-- begin SUPPLIED MATERIAL --

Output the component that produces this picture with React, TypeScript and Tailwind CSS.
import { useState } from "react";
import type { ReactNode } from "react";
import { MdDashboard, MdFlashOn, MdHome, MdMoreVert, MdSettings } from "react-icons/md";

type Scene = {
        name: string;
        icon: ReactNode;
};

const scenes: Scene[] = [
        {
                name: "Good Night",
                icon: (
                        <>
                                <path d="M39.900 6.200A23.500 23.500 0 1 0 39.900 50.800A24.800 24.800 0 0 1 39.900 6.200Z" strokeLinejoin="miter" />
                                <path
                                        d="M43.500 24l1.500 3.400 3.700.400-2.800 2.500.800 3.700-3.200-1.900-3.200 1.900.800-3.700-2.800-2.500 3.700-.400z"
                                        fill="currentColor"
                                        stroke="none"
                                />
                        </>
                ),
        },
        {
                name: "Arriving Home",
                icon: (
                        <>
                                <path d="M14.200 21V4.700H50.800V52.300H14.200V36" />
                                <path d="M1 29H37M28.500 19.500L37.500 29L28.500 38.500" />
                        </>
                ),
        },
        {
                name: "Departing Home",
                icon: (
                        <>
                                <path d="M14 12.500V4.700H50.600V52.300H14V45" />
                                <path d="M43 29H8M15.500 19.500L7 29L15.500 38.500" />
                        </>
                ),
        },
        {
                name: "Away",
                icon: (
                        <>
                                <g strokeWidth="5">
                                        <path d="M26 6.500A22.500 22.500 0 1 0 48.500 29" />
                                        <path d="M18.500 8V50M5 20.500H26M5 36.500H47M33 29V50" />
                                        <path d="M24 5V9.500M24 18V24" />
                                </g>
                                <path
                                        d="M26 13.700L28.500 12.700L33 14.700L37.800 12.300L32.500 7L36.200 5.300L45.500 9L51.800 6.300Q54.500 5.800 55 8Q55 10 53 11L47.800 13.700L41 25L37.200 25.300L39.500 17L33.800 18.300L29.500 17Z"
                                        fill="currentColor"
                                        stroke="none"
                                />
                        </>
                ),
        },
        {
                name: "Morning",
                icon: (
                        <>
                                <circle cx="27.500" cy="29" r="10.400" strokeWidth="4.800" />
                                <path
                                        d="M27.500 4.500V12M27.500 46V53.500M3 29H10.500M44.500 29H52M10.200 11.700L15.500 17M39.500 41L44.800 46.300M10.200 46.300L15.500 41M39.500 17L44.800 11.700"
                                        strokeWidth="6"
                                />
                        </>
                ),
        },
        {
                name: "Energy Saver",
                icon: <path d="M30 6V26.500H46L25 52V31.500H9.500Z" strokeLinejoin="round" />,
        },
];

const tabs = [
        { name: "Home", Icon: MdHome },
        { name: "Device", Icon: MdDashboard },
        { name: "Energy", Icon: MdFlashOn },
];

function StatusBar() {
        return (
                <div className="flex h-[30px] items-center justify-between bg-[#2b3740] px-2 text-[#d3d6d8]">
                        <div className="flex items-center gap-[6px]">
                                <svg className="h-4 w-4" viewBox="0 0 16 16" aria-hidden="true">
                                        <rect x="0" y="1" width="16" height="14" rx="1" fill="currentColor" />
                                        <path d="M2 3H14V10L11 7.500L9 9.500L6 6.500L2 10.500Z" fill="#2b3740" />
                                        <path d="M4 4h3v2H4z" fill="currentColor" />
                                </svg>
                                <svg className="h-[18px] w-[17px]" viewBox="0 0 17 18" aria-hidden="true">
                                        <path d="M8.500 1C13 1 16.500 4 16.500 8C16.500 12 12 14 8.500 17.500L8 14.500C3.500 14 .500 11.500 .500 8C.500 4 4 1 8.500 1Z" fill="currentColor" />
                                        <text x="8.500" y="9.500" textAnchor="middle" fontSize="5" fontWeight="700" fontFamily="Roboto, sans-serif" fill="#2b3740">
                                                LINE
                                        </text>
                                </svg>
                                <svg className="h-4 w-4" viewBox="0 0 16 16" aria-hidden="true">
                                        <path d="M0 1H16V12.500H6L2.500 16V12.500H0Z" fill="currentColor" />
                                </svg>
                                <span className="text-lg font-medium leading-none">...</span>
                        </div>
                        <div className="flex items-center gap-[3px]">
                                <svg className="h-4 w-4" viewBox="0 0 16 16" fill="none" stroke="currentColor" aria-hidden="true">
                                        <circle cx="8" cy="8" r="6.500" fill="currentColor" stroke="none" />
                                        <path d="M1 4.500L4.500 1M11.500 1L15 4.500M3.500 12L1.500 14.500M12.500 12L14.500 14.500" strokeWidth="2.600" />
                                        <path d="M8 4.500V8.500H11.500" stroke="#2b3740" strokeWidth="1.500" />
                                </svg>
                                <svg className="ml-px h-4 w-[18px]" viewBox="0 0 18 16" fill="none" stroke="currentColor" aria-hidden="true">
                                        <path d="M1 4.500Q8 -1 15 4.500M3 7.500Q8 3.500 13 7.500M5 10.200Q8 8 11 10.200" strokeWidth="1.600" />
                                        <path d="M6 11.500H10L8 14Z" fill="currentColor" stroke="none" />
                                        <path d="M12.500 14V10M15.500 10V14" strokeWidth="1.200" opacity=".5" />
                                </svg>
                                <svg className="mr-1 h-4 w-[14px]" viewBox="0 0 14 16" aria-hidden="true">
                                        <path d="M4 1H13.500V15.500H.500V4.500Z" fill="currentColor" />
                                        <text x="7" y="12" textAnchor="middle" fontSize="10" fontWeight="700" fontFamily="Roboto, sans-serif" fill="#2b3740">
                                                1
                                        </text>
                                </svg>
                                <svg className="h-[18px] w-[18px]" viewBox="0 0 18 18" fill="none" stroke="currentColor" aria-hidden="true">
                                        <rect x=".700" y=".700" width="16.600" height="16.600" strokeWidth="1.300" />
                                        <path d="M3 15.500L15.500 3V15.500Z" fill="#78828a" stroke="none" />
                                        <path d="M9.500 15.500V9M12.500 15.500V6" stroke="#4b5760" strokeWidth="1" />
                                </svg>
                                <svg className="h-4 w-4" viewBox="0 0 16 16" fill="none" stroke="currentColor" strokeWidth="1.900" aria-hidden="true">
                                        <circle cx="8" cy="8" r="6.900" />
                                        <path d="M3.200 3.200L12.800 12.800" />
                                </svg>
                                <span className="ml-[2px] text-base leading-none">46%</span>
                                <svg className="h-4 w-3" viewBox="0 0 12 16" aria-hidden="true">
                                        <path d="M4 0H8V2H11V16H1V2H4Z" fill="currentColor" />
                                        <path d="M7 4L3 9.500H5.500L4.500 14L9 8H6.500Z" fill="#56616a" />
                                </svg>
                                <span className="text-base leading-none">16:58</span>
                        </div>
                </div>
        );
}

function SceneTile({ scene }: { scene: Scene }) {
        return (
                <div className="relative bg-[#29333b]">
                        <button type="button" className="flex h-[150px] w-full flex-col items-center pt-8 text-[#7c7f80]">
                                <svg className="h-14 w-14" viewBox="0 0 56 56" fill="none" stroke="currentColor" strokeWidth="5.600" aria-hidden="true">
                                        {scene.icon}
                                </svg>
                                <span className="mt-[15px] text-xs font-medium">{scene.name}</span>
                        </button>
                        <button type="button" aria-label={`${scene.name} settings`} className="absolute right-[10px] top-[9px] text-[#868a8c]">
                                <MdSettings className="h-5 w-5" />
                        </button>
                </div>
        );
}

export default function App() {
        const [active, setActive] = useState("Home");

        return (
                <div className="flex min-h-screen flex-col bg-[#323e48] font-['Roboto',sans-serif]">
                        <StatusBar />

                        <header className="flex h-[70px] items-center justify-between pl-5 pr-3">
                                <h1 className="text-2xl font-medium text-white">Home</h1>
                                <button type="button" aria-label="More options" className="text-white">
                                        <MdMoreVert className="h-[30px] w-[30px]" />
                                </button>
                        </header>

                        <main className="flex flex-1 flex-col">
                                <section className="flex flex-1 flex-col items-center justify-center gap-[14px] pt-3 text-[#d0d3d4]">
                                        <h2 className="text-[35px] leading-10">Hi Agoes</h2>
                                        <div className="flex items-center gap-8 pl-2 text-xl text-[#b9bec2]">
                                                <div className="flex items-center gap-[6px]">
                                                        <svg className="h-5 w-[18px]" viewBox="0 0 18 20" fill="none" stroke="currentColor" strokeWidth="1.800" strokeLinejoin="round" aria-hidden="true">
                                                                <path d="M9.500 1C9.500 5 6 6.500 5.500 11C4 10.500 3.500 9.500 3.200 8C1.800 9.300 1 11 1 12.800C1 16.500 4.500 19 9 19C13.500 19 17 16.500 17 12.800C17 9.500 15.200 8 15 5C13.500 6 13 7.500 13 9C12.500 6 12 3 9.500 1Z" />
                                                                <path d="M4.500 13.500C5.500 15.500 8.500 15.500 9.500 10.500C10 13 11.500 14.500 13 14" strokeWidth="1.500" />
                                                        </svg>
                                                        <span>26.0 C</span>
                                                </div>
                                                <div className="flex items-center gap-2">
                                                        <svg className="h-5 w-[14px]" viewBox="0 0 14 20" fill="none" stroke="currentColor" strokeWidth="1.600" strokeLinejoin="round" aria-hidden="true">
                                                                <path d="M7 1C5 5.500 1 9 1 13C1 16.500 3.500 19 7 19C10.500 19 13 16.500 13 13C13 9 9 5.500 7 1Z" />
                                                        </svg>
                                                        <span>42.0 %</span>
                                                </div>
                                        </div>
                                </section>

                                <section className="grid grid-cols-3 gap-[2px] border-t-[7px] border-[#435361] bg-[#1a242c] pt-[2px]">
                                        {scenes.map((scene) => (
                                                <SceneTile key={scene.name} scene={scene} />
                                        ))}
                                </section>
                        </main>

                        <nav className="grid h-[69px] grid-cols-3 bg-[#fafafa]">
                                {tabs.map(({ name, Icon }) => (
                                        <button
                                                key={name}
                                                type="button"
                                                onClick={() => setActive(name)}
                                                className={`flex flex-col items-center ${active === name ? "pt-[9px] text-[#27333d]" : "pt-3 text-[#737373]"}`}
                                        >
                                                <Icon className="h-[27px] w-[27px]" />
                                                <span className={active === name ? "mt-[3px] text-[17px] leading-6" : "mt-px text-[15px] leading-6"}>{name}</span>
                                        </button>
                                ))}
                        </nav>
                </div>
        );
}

-- end SUPPLIED MATERIAL --
-- begin SUPPLIED MATERIAL --

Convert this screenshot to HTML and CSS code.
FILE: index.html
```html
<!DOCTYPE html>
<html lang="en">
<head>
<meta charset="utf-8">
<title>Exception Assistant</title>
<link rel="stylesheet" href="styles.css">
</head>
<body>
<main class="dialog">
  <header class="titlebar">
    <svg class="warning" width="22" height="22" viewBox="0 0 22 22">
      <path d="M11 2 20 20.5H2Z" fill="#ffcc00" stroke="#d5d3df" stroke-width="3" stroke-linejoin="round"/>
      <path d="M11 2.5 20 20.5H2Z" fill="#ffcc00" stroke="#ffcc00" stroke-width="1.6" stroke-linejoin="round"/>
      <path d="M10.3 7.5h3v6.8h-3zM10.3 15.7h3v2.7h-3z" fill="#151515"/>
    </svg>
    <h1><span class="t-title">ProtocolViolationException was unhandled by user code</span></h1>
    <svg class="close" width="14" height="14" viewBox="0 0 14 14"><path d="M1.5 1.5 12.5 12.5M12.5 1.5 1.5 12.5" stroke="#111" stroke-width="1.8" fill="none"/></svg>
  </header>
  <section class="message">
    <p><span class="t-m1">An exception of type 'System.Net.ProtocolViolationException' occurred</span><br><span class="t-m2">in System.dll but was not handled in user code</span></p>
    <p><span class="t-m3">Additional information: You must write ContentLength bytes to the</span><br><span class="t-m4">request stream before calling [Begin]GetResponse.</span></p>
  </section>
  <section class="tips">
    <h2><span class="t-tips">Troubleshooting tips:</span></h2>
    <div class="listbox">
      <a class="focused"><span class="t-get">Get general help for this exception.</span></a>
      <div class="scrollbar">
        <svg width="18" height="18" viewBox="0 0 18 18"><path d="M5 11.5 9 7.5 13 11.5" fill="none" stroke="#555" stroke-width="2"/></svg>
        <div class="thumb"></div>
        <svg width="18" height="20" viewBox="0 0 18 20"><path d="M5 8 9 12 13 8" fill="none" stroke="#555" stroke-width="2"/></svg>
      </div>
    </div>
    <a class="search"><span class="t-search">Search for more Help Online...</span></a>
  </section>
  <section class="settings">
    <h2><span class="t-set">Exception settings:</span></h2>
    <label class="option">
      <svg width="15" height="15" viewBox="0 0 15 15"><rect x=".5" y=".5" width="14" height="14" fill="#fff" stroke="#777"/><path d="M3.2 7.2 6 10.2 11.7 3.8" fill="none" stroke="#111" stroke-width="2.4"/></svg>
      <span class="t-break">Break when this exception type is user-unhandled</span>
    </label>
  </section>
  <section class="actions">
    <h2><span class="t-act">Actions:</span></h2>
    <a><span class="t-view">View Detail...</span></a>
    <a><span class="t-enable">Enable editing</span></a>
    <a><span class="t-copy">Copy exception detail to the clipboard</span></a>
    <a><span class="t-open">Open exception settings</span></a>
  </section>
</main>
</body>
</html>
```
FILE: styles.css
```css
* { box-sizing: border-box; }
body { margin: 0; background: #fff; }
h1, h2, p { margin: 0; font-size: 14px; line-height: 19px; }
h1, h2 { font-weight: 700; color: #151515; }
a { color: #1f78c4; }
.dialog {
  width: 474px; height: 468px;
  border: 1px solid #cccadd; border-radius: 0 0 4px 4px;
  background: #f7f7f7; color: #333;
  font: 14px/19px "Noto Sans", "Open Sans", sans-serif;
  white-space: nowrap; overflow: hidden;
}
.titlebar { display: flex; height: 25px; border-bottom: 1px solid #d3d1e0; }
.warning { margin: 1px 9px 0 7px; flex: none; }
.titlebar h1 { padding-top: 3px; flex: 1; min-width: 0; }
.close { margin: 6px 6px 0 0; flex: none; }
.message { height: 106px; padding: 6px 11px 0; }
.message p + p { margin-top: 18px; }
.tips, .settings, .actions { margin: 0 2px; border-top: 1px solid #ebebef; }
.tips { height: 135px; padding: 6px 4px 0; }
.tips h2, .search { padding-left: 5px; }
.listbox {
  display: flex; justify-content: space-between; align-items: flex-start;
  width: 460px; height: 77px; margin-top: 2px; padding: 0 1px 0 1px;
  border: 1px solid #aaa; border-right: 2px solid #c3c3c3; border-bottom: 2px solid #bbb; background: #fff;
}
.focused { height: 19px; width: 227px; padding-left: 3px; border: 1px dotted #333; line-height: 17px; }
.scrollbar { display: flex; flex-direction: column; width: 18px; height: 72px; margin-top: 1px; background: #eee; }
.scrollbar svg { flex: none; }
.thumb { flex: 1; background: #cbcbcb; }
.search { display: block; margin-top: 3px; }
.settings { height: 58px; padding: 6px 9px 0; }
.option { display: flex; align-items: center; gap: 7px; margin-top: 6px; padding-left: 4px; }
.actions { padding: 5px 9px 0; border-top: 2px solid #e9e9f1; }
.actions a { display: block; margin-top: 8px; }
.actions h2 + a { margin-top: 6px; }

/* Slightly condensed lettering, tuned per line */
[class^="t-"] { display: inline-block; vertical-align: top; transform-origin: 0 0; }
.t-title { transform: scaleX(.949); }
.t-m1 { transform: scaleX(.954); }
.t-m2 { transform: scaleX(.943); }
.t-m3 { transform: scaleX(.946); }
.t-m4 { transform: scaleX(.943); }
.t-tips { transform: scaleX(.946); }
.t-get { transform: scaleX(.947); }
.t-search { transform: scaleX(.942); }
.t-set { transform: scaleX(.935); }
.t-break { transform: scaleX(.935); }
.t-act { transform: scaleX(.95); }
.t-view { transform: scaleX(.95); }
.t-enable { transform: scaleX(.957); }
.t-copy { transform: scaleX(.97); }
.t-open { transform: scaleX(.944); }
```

-- end SUPPLIED MATERIAL --

PROBLEM DESCRIPTION:
Check all the records above and select each line where the string "this" is found.

EXPECTED ANSWER:
Output the component that produces this picture with React, TypeScript and Tailwind CSS.
Convert this screenshot to HTML and CSS code.
      <a class="focused"><span class="t-get">Get general help for this exception.</span></a>
      <span class="t-break">Break when this exception type is user-unhandled</span>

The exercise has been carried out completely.